Les Trans Musicales, quel impact pour les Rennais ?
On a fait un travail, il y a quelques années sur l’utilité sociale du festival. C’est clair que moi je mets la place des publics au même niveau que les artistes. Pour moi, quand on s’appelle « Rencontres Trans Musicales » c’est la rencontre qui est déterminante, et la rencontre elle a lieu entre deux types de personnes : les artistes et les publics. Moi je m’intéresse énormément aux publics, pour moi ce sont les publics qui font les artistes. Donc en s’intéressant à l’utilité sociale du festival, on a été vraiment surpris de voir l’importance que pouvait avoir le festival dans la vie de certains publics pour lesquels les Trans c’est un rendez-vous annuel qu’ils ne ratent pas, qu’ils n’ont pas envie de rater ; un rendez-vous annuel qui à certains égards a des impacts sur leur vécu, sur la manière dont ils pensent, sur leur sentiment de participer à un mouvement collectif, de faire partie d’un territoire qui a une identité. Il y a aussi les impacts économiques, les impacts médiatiques par rapport au territoire, etc.
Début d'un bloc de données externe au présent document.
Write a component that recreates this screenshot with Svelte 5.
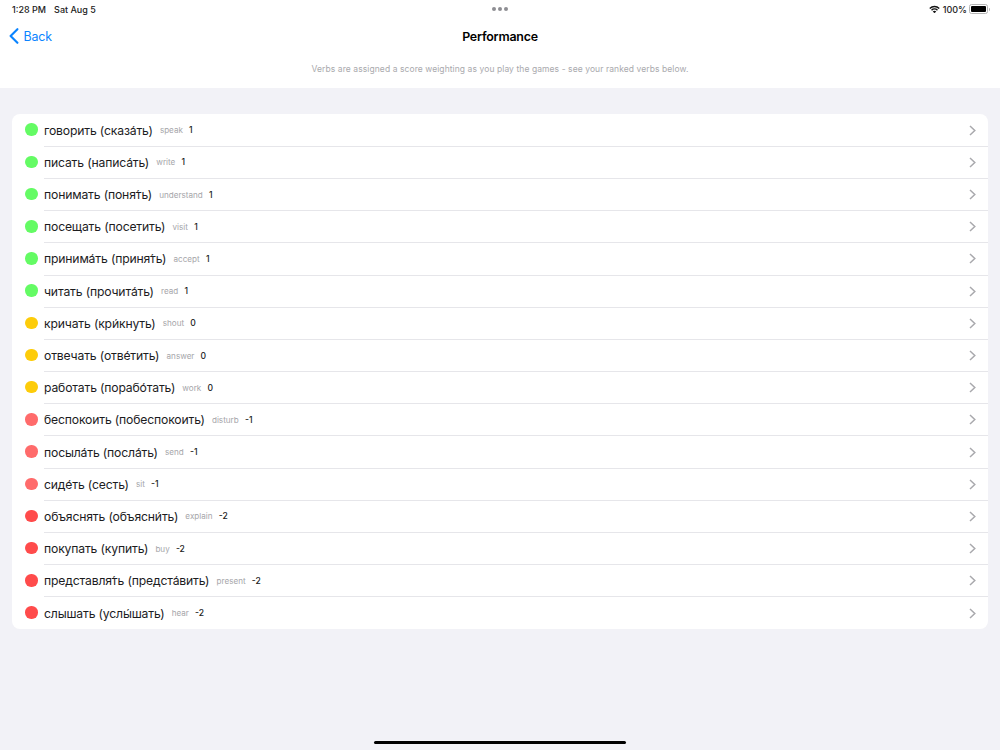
<script>
  const green = '#64fb64', yellow = '#fdcc0a', salmon = '#ff6b6b', red = '#ff4b4b';
  const rows = [
    ['говорить (сказа́ть)', 'speak', '1', green],
    ['писать (написа́ть)', 'write', '1', green],
    ['понимать (поня́ть)', 'understand', '1', green],
    ['посещать (посетить)', 'visit', '1', green],
    ['принима́ть (приня́ть)', 'accept', '1', green],
    ['читать (прочита́ть)', 'read', '1', green],
    ['кричать (кри́кнуть)', 'shout', '0', yellow],
    ['отвечать (отве́тить)', 'answer', '0', yellow],
    ['работать (порабо́тать)', 'work', '0', yellow],
    ['беспокоить (побеспокоить)', 'disturb', '-1', salmon],
    ['посыла́ть (посла́ть)', 'send', '-1', salmon],
    ['сиде́ть (сесть)', 'sit', '-1', salmon],
    ['объяснять (объясни́ть)', 'explain', '-2', red],
    ['покупать (купить)', 'buy', '-2', red],
    ['представля́ть (предста́вить)', 'present', '-2', red],
    ['слышать (услы́шать)', 'hear', '-2', red]
  ];
</script>

<div class="page">
  <header class="top">
    <div class="status">
      <div class="status-left"><span>1:28 PM</span><span>Sat Aug 5</span></div>
      <div class="dots"><i></i><i></i><i></i></div>
      <div class="status-right">
        <svg width="11" height="8.5" viewBox="0 0 12 9" aria-hidden="true">
          <path d="M0.3 3.1A8.2 8.2 0 0 1 11.7 3.1L10.6 4.2A6.6 6.6 0 0 0 1.4 4.2Z" fill="#111"/>
          <path d="M2.2 5A5.5 5.5 0 0 1 9.8 5L8.7 6.1A4 4 0 0 0 3.3 6.1Z" fill="#111"/>
          <path d="M4.1 6.9A2.8 2.8 0 0 1 7.9 6.9L6 8.8Z" fill="#111"/>
        </svg>
        <span>100%</span>
        <div class="battery"><div class="battery-fill"></div></div>
        <div class="battery-cap"></div>
      </div>
    </div>
    <nav class="nav">
      <div class="back">
        <svg width="10" height="16" viewBox="0 0 10 16" aria-hidden="true">
          <path d="M8.4 1.2 1.6 8l6.8 6.8" fill="none" stroke="#0a84ff" stroke-width="2.1" stroke-linecap="round" stroke-linejoin="round"/>
        </svg>
        <span>Back</span>
      </div>
      <h1>Performance</h1>
    </nav>
    <p class="sub">Verbs are assigned a score weighting as you play the games - see your ranked verbs below.</p>
  </header>

  <main class="content">
    <ul class="card">
      {#each rows as [verb, en, score, color]}
        <li class="row">
          <span class="dot" style:background={color}></span>
          <div class="body">
            <span class="verb">{verb}</span>
            <span class="en">{en}</span>
            <span class="score">{score}</span>
            <svg class="chev" width="7" height="11" viewBox="0 0 7 11" aria-hidden="true">
              <path d="M1 1l4.8 4.5L1 10" fill="none" stroke="#a9a9ad" stroke-width="1.5"/>
            </svg>
          </div>
        </li>
      {/each}
    </ul>
  </main>
  <div class="home"></div>
</div>

<style>
  :global(body) { margin: 0; background: #f2f2f7; }
  .page {
    width: 1000px; height: 750px; position: relative; overflow: hidden;
    background: #f2f2f7; font-family: Inter, "Noto Sans", sans-serif; color: #111;
  }
  .top { background: #fff; height: 88px; display: flex; flex-direction: column; }
  .status {
    height: 18px; padding: 0 10px 0 12px; display: flex; align-items: center;
    justify-content: space-between; position: relative;
    font-size: 9px; font-weight: 500; color: #222;
  }
  .status-left { display: flex; gap: 8px; }
  .dots { position: absolute; left: 492px; top: 7px; display: flex; gap: 2px; }
  .dots i { width: 4px; height: 4px; border-radius: 50%; background: #8e8e93; }
  .status-right { display: flex; align-items: center; }
  .status-right span { margin-left: 2.5px; margin-right: 2px; }
  .battery {
    width: 15px; height: 6px; border: 1px solid #b5b5b5; border-radius: 2.5px; padding: 1px;
    box-sizing: content-box; display: flex;
  }
  .battery-fill { flex: 1; background: #000; border-radius: 1px; }
  .battery-cap { width: 1px; height: 3px; background: #b5b5b5; margin-left: 1px; border-radius: 0 1px 1px 0; }
  .nav { height: 36px; position: relative; display: flex; align-items: center; justify-content: center; }
  .back {
    position: absolute; left: 8.5px; top: 0; height: 36px; display: flex; align-items: center;
    gap: 5px; color: #0a84ff; font-size: 12.4px; letter-spacing: -0.1px;
  }
  h1 { margin: 0; font-size: 12.4px; font-weight: 600; color: #000; letter-spacing: -0.2px; }
  .sub {
    margin: 8px 0 0; text-align: center; font-size: 8.5px; line-height: 14px; color: #a9a9ad;
    letter-spacing: 0.08px;
  }
  .content { padding: 25.6px 12px 0; }
  .card { margin: 0; padding: 0; list-style: none; background: #fff; border-radius: 8px; overflow: hidden; }
  .row { height: 32.2px; display: flex; align-items: center; padding-left: 13px; box-sizing: border-box; }
  .dot { width: 12.5px; height: 12.5px; border-radius: 50%; flex: none; margin-right: 6.5px; }
  .body {
    flex: 1; align-self: stretch; display: flex; align-items: center; padding-right: 12px;
    border-top: 1px solid #e6e6ea; box-sizing: border-box; min-width: 0;
  }
  .row:first-child .body { border-top-color: transparent; }
  .verb { font-size: 12.2px; color: #1c1c1e; letter-spacing: -0.17px; }
  .en { font-size: 8.1px; color: #a6a6aa; margin-left: 7.2px; }
  .score { font-size: 8.6px; font-weight: 500; color: #222; margin-left: 6.2px; }
  .chev { margin-left: auto; }
  .home {
    position: absolute; left: 374px; top: 741px; width: 252px; height: 3px;
    border-radius: 2px; background: #000;
  }
</style>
Je pense qu’un festival aujourd’hui particulièrement c’est un peu des emblèmes territoriaux ; les Rencontres Trans Musicales de Rennes c’est effectivement connecté à la ville et à la métropole qui s’y reconnaissent. Et ce n’est pas particulier aux Trans tout ça. Tu prends le Printemps de Bourges, les Francofolies de la Rochelle, le Festival d’Avignon, etc., à un moment donné tu as une connexion entre le festival et son territoire, ce qui influe forcément sur les publics surtout locaux.
La grande ouverture sur l’Afrique va-telle continuer ou c’était juste pour une édition en passant ?
Ah non ! Jean-Louis, il est totalement intéressé par l’Afrique depuis très longtemps. Dès qu’il a pu programmer des groupes africains il n’arrive plus à s’arrêter. Pour lui, l’Afrique est la mère de toutes les musiques.